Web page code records
+++++

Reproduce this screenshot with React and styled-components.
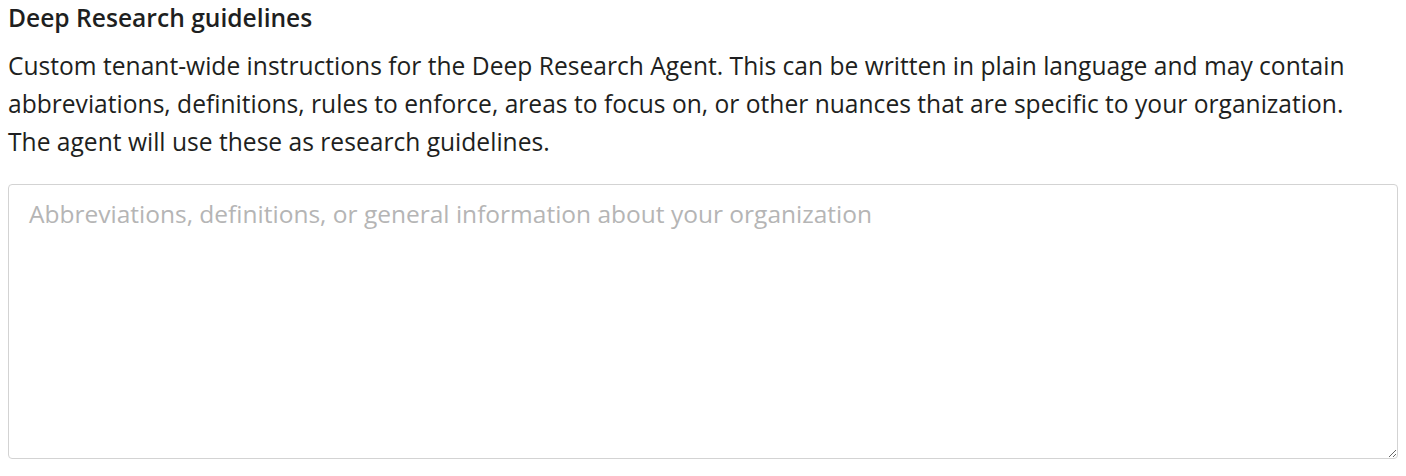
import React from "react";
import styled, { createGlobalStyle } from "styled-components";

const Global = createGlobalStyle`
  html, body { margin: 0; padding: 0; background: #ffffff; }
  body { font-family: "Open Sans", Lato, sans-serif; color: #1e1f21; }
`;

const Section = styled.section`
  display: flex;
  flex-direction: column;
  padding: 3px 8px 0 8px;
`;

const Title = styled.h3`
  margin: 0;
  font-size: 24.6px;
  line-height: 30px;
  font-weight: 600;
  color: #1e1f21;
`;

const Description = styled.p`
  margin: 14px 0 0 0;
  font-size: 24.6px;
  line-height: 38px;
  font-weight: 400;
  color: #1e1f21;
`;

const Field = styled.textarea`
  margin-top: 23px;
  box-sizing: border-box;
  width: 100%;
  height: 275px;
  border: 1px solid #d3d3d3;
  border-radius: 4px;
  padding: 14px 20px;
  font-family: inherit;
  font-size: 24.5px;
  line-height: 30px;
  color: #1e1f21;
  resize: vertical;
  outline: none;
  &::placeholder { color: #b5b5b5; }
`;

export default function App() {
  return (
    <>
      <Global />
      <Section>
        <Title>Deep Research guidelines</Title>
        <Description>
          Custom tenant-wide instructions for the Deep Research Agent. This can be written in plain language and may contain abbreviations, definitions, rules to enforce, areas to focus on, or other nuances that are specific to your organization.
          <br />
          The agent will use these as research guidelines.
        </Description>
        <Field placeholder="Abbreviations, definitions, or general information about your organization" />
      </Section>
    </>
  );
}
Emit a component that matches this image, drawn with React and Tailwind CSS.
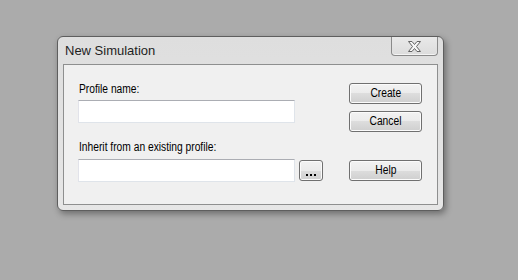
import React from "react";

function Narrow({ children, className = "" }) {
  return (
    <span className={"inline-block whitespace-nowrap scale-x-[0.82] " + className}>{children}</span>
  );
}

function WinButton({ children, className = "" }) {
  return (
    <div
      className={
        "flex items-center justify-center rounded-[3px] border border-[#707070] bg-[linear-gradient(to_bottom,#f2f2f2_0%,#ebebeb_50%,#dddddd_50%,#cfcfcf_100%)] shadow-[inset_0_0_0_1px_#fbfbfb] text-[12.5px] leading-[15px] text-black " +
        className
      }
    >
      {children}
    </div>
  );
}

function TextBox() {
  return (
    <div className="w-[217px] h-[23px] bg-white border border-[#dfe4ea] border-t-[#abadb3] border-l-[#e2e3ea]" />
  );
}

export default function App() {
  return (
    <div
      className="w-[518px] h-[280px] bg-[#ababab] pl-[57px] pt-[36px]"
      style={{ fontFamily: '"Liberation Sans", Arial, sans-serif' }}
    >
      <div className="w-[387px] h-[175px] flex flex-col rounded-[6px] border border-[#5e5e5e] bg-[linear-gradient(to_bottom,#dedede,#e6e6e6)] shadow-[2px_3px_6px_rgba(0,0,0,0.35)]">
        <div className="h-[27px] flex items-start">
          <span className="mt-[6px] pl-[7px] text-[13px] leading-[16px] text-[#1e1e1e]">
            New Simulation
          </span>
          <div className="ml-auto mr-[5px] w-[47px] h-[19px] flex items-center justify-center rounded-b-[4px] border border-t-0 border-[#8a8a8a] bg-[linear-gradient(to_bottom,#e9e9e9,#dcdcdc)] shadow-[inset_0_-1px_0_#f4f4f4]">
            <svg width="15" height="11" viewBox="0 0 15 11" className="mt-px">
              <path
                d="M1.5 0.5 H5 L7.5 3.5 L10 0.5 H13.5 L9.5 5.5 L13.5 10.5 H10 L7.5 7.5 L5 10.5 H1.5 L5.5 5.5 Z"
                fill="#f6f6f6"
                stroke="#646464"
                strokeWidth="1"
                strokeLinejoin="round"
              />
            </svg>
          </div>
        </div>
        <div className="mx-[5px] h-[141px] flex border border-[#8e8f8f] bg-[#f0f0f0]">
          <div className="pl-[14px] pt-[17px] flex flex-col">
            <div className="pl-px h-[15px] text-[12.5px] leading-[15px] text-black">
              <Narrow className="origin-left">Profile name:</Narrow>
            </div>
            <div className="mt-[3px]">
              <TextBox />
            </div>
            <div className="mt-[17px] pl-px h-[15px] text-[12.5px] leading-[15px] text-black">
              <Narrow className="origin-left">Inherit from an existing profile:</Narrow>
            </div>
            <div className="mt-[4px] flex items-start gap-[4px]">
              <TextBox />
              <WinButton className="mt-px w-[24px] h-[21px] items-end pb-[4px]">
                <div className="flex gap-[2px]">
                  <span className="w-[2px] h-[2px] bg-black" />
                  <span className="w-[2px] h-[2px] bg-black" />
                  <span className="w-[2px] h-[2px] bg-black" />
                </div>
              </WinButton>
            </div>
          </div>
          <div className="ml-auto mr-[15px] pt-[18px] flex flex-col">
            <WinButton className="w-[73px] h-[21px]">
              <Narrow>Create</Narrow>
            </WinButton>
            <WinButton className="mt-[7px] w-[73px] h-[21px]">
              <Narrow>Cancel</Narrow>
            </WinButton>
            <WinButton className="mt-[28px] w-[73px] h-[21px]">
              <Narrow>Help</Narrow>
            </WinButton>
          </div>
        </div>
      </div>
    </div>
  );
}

+++++

■ **What is needed**
Leave out the pictures and copy the rest of the material above exactly.

■ **Exercise result**
Reproduce this screenshot with React and styled-components.
import React from "react";
import styled, { createGlobalStyle } from "styled-components";

const Global = createGlobalStyle`
  html, body { margin: 0; padding: 0; background: #ffffff; }
  body { font-family: "Open Sans", Lato, sans-serif; color: #1e1f21; }
`;

const Section = styled.section`
  display: flex;
  flex-direction: column;
  padding: 3px 8px 0 8px;
`;

const Title = styled.h3`
  margin: 0;
  font-size: 24.6px;
  line-height: 30px;
  font-weight: 600;
  color: #1e1f21;
`;

const Description = styled.p`
  margin: 14px 0 0 0;
  font-size: 24.6px;
  line-height: 38px;
  font-weight: 400;
  color: #1e1f21;
`;

const Field = styled.textarea`
  margin-top: 23px;
  box-sizing: border-box;
  width: 100%;
  height: 275px;
  border: 1px solid #d3d3d3;
  border-radius: 4px;
  padding: 14px 20px;
  font-family: inherit;
  font-size: 24.5px;
  line-height: 30px;
  color: #1e1f21;
  resize: vertical;
  outline: none;
  &::placeholder { color: #b5b5b5; }
`;

export default function App() {
  return (
    <>
      <Global />
      <Section>
        <Title>Deep Research guidelines</Title>
        <Description>
          Custom tenant-wide instructions for the Deep Research Agent. This can be written in plain language and may contain abbreviations, definitions, rules to enforce, areas to focus on, or other nuances that are specific to your organization.
          <br />
          The agent will use these as research guidelines.
        </Description>
        <Field placeholder="Abbreviations, definitions, or general information about your organization" />
      </Section>
    </>
  );
}
Emit a component that matches this image, drawn with React and Tailwind CSS.
import React from "react";

function Narrow({ children, className = "" }) {
  return (
    <span className={"inline-block whitespace-nowrap scale-x-[0.82] " + className}>{children}</span>
  );
}

function WinButton({ children, className = "" }) {
  return (
    <div
      className={
        "flex items-center justify-center rounded-[3px] border border-[#707070] bg-[linear-gradient(to_bottom,#f2f2f2_0%,#ebebeb_50%,#dddddd_50%,#cfcfcf_100%)] shadow-[inset_0_0_0_1px_#fbfbfb] text-[12.5px] leading-[15px] text-black " +
        className
      }
    >
      {children}
    </div>
  );
}

function TextBox() {
  return (
    <div className="w-[217px] h-[23px] bg-white border border-[#dfe4ea] border-t-[#abadb3] border-l-[#e2e3ea]" />
  );
}

export default function App() {
  return (
    <div
      className="w-[518px] h-[280px] bg-[#ababab] pl-[57px] pt-[36px]"
      style={{ fontFamily: '"Liberation Sans", Arial, sans-serif' }}
    >
      <div className="w-[387px] h-[175px] flex flex-col rounded-[6px] border border-[#5e5e5e] bg-[linear-gradient(to_bottom,#dedede,#e6e6e6)] shadow-[2px_3px_6px_rgba(0,0,0,0.35)]">
        <div className="h-[27px] flex items-start">
          <span className="mt-[6px] pl-[7px] text-[13px] leading-[16px] text-[#1e1e1e]">
            New Simulation
          </span>
          <div className="ml-auto mr-[5px] w-[47px] h-[19px] flex items-center justify-center rounded-b-[4px] border border-t-0 border-[#8a8a8a] bg-[linear-gradient(to_bottom,#e9e9e9,#dcdcdc)] shadow-[inset_0_-1px_0_#f4f4f4]">
            <svg width="15" height="11" viewBox="0 0 15 11" className="mt-px">
              <path
                d="M1.5 0.5 H5 L7.5 3.5 L10 0.5 H13.5 L9.5 5.5 L13.5 10.5 H10 L7.5 7.5 L5 10.5 H1.5 L5.5 5.5 Z"
                fill="#f6f6f6"
                stroke="#646464"
                strokeWidth="1"
                strokeLinejoin="round"
              />
            </svg>
          </div>
        </div>
        <div className="mx-[5px] h-[141px] flex border border-[#8e8f8f] bg-[#f0f0f0]">
          <div className="pl-[14px] pt-[17px] flex flex-col">
            <div className="pl-px h-[15px] text-[12.5px] leading-[15px] text-black">
              <Narrow className="origin-left">Profile name:</Narrow>
            </div>
            <div className="mt-[3px]">
              <TextBox />
            </div>
            <div className="mt-[17px] pl-px h-[15px] text-[12.5px] leading-[15px] text-black">
              <Narrow className="origin-left">Inherit from an existing profile:</Narrow>
            </div>
            <div className="mt-[4px] flex items-start gap-[4px]">
              <TextBox />
              <WinButton className="mt-px w-[24px] h-[21px] items-end pb-[4px]">
                <div className="flex gap-[2px]">
                  <span className="w-[2px] h-[2px] bg-black" />
                  <span className="w-[2px] h-[2px] bg-black" />
                  <span className="w-[2px] h-[2px] bg-black" />
                </div>
              </WinButton>
            </div>
          </div>
          <div className="ml-auto mr-[15px] pt-[18px] flex flex-col">
            <WinButton className="w-[73px] h-[21px]">
              <Narrow>Create</Narrow>
            </WinButton>
            <WinButton className="mt-[7px] w-[73px] h-[21px]">
              <Narrow>Cancel</Narrow>
            </WinButton>
            <WinButton className="mt-[28px] w-[73px] h-[21px]">
              <Narrow>Help</Narrow>
            </WinButton>
          </div>
        </div>
      </div>
    </div>
  );
}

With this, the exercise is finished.